• GIVEN EXERCISE:
Select and reproduce each line of the listing below that bears the string "index".

• SUPPLIED MATERIAL:

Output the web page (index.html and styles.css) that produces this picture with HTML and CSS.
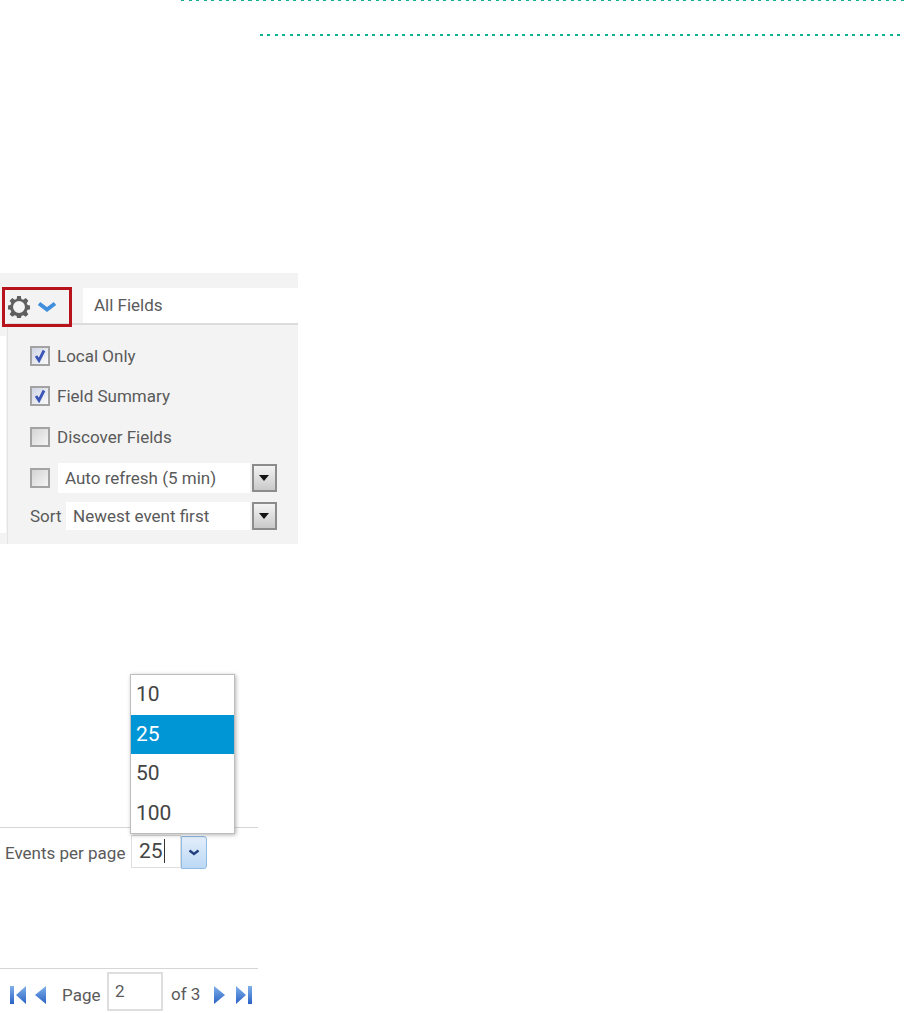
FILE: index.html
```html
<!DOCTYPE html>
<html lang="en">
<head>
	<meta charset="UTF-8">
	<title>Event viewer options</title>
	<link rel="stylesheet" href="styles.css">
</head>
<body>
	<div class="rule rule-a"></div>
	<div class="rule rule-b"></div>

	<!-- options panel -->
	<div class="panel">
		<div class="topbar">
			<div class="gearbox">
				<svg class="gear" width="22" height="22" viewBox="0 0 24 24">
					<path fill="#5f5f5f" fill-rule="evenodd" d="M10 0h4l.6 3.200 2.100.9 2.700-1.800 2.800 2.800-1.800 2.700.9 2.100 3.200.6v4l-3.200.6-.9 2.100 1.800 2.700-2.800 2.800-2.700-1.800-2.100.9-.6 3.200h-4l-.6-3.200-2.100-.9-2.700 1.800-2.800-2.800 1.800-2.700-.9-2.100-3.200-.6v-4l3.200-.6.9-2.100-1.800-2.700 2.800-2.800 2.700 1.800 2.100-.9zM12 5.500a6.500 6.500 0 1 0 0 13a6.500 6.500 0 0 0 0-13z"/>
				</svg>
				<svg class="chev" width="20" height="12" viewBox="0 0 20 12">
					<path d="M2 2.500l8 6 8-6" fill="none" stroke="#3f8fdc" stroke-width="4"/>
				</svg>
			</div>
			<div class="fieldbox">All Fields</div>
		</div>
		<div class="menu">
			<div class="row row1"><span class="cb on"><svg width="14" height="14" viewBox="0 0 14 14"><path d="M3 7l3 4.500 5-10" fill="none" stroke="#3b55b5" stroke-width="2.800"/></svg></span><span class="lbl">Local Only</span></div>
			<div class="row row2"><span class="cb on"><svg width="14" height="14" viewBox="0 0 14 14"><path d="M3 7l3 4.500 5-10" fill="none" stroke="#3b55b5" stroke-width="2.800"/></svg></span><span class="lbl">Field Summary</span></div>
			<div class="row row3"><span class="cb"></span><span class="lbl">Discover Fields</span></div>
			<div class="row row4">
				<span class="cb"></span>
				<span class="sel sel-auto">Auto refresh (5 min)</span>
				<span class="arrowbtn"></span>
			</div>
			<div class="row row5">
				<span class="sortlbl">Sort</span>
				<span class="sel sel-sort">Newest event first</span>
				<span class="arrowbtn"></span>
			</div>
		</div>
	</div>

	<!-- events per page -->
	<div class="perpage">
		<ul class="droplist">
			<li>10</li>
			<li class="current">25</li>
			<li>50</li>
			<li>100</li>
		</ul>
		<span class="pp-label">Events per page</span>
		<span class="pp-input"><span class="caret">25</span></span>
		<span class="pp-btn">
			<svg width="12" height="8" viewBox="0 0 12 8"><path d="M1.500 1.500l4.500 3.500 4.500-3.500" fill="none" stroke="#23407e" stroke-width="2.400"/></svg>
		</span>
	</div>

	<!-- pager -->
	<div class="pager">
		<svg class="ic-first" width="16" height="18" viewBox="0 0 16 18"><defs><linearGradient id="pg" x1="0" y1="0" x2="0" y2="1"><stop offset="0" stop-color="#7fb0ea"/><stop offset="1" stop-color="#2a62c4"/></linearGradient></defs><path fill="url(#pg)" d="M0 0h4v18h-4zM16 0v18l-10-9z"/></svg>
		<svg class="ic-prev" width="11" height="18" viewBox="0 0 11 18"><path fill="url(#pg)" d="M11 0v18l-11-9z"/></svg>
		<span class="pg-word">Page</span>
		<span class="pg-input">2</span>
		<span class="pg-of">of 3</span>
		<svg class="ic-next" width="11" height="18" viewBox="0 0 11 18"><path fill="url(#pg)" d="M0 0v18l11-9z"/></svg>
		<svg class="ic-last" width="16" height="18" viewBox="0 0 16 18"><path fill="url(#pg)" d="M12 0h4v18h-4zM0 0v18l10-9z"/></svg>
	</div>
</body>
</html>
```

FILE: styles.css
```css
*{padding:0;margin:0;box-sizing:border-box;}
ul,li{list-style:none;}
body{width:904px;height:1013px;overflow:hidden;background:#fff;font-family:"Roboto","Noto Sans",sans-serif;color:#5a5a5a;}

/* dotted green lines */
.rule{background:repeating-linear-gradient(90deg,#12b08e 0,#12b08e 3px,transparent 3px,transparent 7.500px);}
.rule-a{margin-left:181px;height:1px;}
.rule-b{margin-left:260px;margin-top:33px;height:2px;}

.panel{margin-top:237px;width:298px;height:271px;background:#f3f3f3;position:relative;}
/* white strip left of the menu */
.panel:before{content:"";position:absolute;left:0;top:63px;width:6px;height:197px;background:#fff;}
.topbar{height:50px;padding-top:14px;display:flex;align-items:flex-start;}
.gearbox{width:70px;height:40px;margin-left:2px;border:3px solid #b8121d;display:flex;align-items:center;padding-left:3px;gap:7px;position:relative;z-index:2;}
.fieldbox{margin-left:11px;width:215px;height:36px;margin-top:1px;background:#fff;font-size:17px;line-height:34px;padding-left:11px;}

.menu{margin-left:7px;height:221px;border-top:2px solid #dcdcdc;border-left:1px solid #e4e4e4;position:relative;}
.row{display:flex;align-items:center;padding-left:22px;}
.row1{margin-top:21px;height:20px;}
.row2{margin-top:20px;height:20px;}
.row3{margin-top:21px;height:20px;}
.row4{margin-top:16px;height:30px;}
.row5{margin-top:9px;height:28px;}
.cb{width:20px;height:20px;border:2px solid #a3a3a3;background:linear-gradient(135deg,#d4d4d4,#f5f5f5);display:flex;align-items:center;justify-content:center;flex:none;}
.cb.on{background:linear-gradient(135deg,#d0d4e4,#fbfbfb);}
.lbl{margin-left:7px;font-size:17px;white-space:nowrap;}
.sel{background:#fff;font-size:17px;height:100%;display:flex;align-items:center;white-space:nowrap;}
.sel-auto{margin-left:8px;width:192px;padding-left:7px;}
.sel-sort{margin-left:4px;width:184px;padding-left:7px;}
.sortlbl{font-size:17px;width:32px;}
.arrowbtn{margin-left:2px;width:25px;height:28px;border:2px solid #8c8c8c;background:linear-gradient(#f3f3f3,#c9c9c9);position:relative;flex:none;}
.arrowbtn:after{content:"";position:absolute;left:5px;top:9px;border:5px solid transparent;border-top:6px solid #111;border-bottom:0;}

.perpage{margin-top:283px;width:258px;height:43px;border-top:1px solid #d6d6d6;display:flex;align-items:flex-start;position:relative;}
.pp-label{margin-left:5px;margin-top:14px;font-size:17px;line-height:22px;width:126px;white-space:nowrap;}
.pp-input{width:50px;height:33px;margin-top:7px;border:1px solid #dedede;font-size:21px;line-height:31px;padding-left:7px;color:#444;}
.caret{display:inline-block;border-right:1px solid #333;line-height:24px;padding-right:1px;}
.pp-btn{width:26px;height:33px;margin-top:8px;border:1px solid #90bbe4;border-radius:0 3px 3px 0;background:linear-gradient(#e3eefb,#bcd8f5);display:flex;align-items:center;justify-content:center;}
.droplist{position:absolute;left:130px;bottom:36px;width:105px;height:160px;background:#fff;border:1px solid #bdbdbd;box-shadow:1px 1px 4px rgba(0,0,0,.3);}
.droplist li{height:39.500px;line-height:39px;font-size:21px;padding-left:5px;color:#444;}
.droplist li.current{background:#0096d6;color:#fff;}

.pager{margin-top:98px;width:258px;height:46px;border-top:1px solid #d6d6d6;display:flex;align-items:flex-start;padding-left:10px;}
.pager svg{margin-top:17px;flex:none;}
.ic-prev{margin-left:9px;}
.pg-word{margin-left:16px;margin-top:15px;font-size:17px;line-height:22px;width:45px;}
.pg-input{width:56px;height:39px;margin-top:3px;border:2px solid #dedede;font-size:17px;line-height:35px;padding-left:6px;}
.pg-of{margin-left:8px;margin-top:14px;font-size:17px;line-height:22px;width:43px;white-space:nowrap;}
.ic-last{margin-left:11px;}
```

• RESPONSE BELOW:
Output the web page (index.html and styles.css) that produces this picture with HTML and CSS.
FILE: index.html
.gearbox{width:70px;height:40px;margin-left:2px;border:3px solid #b8121d;display:flex;align-items:center;padding-left:3px;gap:7px;position:relative;z-index:2;}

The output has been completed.